Three researchers earn MICRO Test of Time for groundbreaking timing speculation work

Todd Austin, David Blaauw, Trevor Mudge, and a group of alumni were recognized by ACM MICRO for their landmark 2003 paper.
Chip

A group of CSE and ECE researchers have been recognized with a MICRO Test of Time Award for their landmark 2003 paper, “Razor: A Low-Power Pipeline Based on Circuit-Level Timing Speculation.” Co-authored by Profs. Todd Austin, David Blaauw, Trevor Mudge, their students, and ARM researchers, the paper introduced the important concept of timing speculation which allowed a system to reduce power by simply running until its circuits started to fail. This award recognizes the most influential papers published in prior sessions of the ACM International Symposium on Microarchitecture.

At the time of the project, increasing clock frequencies and silicon integration were making power aware computing a critical concern in the design of embedded processors and systems-on-chip. Designing a system that could effectively run at multiple voltage levels was a challenge, requiring the identification of certain critical voltage thresholds below which correct program execution by the processor suffered. This was compounded by a number of environmental and process related variabilities that impact circuit performance.

Voltage scaling techniques of the time handled this variability poorly, and proved to be extremely conservative as a result. Common options operated under worst-case scenario assumptions and reduced power usage by far less than was required.

With Razor, the authors proposed an alternative scaling technique based on dynamic detection and correction of circuit timing errors. Razor’s key idea was to tune the supply voltage by monitoring the error rate during circuit operation. Since this error detection provided a way to monitor the actual limit of voltage reduction, it automatically accounted for fabrication variability among different chips and their different operating environments, such as temperature. It therefore eliminated the need for voltage margins that were necessary for “always-correct” circuit operation in former designs. 

In addition, a key feature of Razor was that operation at sub-critical supply voltages did not constitute a catastrophic failure. Instead, these voltages represented a trade-off between the power penalty incurred from error correction against additional power savings obtained from operating at a lower supply voltage, and the microarchitecture itself could be used to recover from the timing failures.

The techniques proposed in their paper have allowed processors to operate at a voltage lower than the worst-case design and combat the increasing design guard bands.

“A key factor in the success of the Razor approach is that it made the idea to scale down the voltage till you start to fail a practical, feasible concept by performing the error detection and correction in a highly efficient manner that adds far less overhead than the what Razor gains from removing margins,” Blaauw says.

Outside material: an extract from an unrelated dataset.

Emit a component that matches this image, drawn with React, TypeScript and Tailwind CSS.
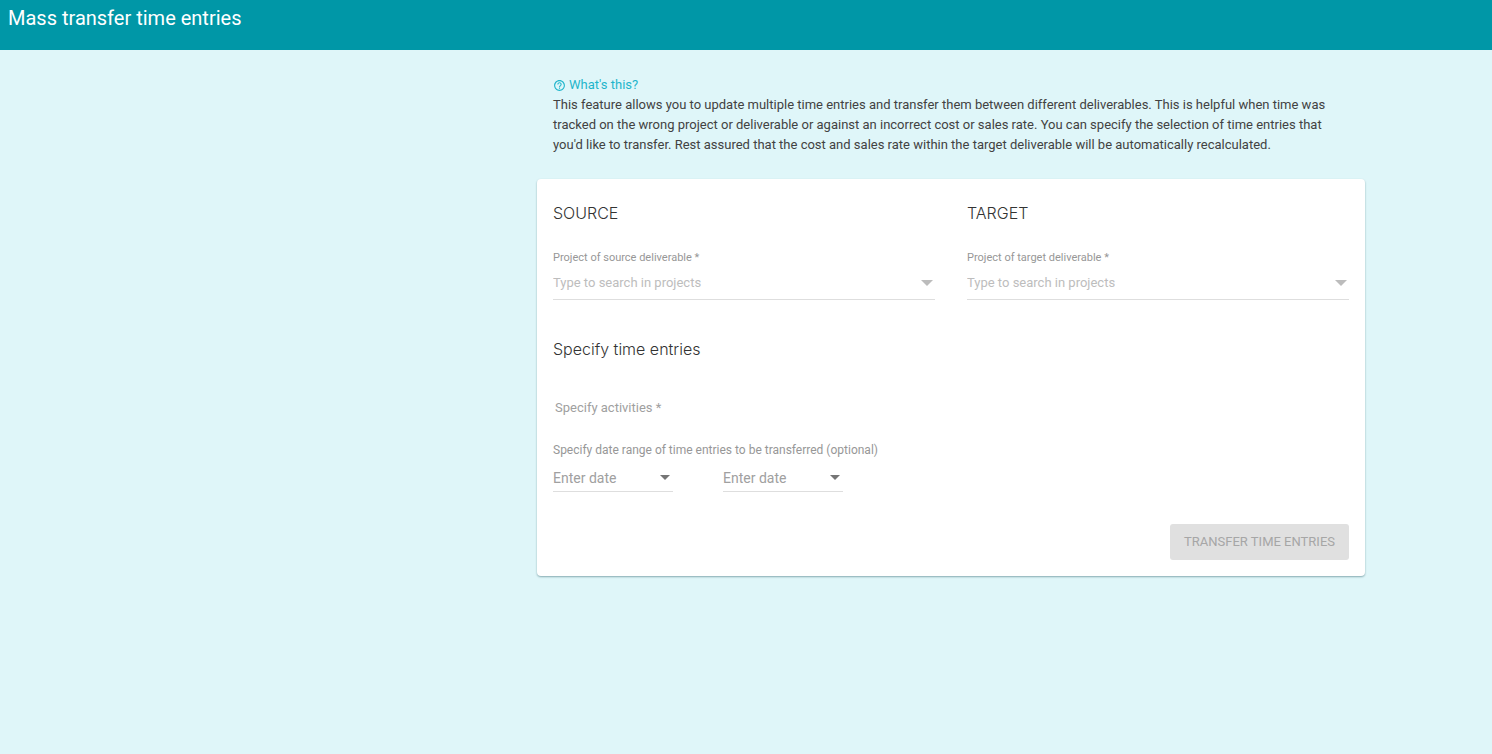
import React, { useState } from 'react';
import { MdHelpOutline } from 'react-icons/md';

interface SearchFieldProps {
  id: string;
  label: string;
}

const Arrow: React.FC<{ className: string }> = ({ className }) => (
  <svg viewBox="0 0 12 6" className={className} fill="currentColor" aria-hidden="true">
    <path d="M0 0h12L6 6z" />
  </svg>
);

const SearchField: React.FC<SearchFieldProps> = ({ id, label }) => {
  const [value, setValue] = useState('');

  return (
    <div className="flex flex-col">
      <label htmlFor={id} className="text-[11px] leading-4 text-[#979797]">
        {label}
      </label>
      <div className="flex h-[34px] items-center border-b border-[#dedede]">
        <input
          id={id}
          value={value}
          onChange={(e) => setValue(e.target.value)}
          placeholder="Type to search in projects"
          className="min-w-0 flex-1 bg-transparent text-[13px] leading-5 outline-none placeholder:text-[#bdbdbd]"
        />
        <button type="button" aria-label={`Open ${label}`} className="px-0.5 text-[#bcbcbc]">
          <Arrow className="h-1.5 w-3" />
        </button>
      </div>
    </div>
  );
};

const DateField: React.FC<{ label: string }> = ({ label }) => {
  const [value, setValue] = useState('');

  return (
    <div className="flex h-7 w-[120px] items-center border-b border-[#dedede]">
      <input
        aria-label={label}
        value={value}
        onChange={(e) => setValue(e.target.value)}
        placeholder="Enter date"
        className="min-w-0 flex-1 bg-transparent text-[14px] leading-5 outline-none placeholder:text-[#a0a0a0]"
      />
      <button type="button" aria-label={`Open ${label}`} className="px-[3px] text-[#757575]">
        <Arrow className="h-[5px] w-2.5" />
      </button>
    </div>
  );
};

const Heading: React.FC<{ children: React.ReactNode }> = ({ children }) => (
  <h2 className="font-['Inter',sans-serif] text-[16px] font-light leading-6 text-[#333]">{children}</h2>
);

export default function App() {
  return (
    <div className="min-h-screen bg-[#dff6f9] font-['Roboto',sans-serif]">
      <header className="h-[50px] bg-[#0097a7] px-2 pt-1">
        <h1 className="text-[20px] leading-7 text-white">Mass transfer time entries</h1>
      </header>

      <main className="px-4 pb-8 pt-[25px] lg:pl-[410px] lg:pr-0">
        <div className="mx-auto max-w-[828px]">
          <div className="px-4 text-[13px] leading-5 text-[#424242]">
            <a href="#help" className="flex items-center gap-[3px] text-[#1fb5cb]">
              <MdHelpOutline size={13} />
              What's this?
            </a>
            <p>
              This feature allows you to update multiple time entries and transfer them between different
              deliverables. This is helpful when time was tracked on the wrong project or deliverable or against an
              incorrect cost or sales rate. You can specify the selection of time entries that you'd like to transfer.
              Rest assured that the cost and sales rate within the target deliverable will be automatically
              recalculated.
            </p>
          </div>

          <form
            onSubmit={(e) => e.preventDefault()}
            className="mt-6 rounded bg-white px-4 pb-4 pt-[22px] shadow-[0_1px_2px_rgba(0,60,70,0.4)]"
          >
            <div className="grid gap-8 sm:grid-cols-2">
              <section className="flex flex-col gap-[25px]">
                <Heading>SOURCE</Heading>
                <SearchField id="source" label="Project of source deliverable *" />
              </section>
              <section className="flex flex-col gap-[25px]">
                <Heading>TARGET</Heading>
                <SearchField id="target" label="Project of target deliverable *" />
              </section>
            </div>

            <section className="mt-[37px]">
              <Heading>Specify time entries</Heading>
              <input
                aria-label="Specify activities"
                placeholder="Specify activities *"
                className="mt-[30px] h-8 w-full bg-transparent px-0.5 text-[13px] leading-5 outline-none placeholder:text-[#a0a0a0]"
              />
              <fieldset className="mt-[19px]">
                <legend className="text-[12px] leading-4 text-[#979797]">
                  Specify date range of time entries to be transferred (optional)
                </legend>
                <div className="mt-1.5 flex gap-[50px]">
                  <DateField label="Start date" />
                  <DateField label="End date" />
                </div>
              </fieldset>
            </section>

            <div className="mt-8 flex justify-end">
              <button
                type="submit"
                disabled
                className="h-9 rounded-[3px] bg-[#e0e0e0] px-3.5 text-[13px] leading-5 text-[#a6a6a6]"
              >
                TRANSFER TIME ENTRIES
              </button>
            </div>
          </form>
        </div>
      </main>
    </div>
  );
}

“This project really solidified my ‘rule-breaking’ approach to research,” Austin says. “Step one, find a rule no one breaks; step two, break that rule; step three, find out why no one ever breaks that rule – or, discover something amazing!”

The MICRO selection panel cites the paper’s impact on academic and industrial research, both “spurred by the dramatic energy efficiency made possible by Razor.” A number of companies launched detailed research and development efforts into dynamic error detection and correction for resilient systems and also published numerous follow-up product papers based on Razor.

“This foundational work is exemplary of the high impact possible from architecture and circuit cross-cutting research,” the committee wrote.

The paper was co-authored by: alumni Dan Ernst, Nam Sung Kim, Shidhartha Das, Sanjay Pant, Rajeev Rao, Toan Pham, and Conrad Ziesler; Profs. David Blaauw, Todd Austin, and Trevor Mudge; and ARM researcher and alum Krisztian Flautner.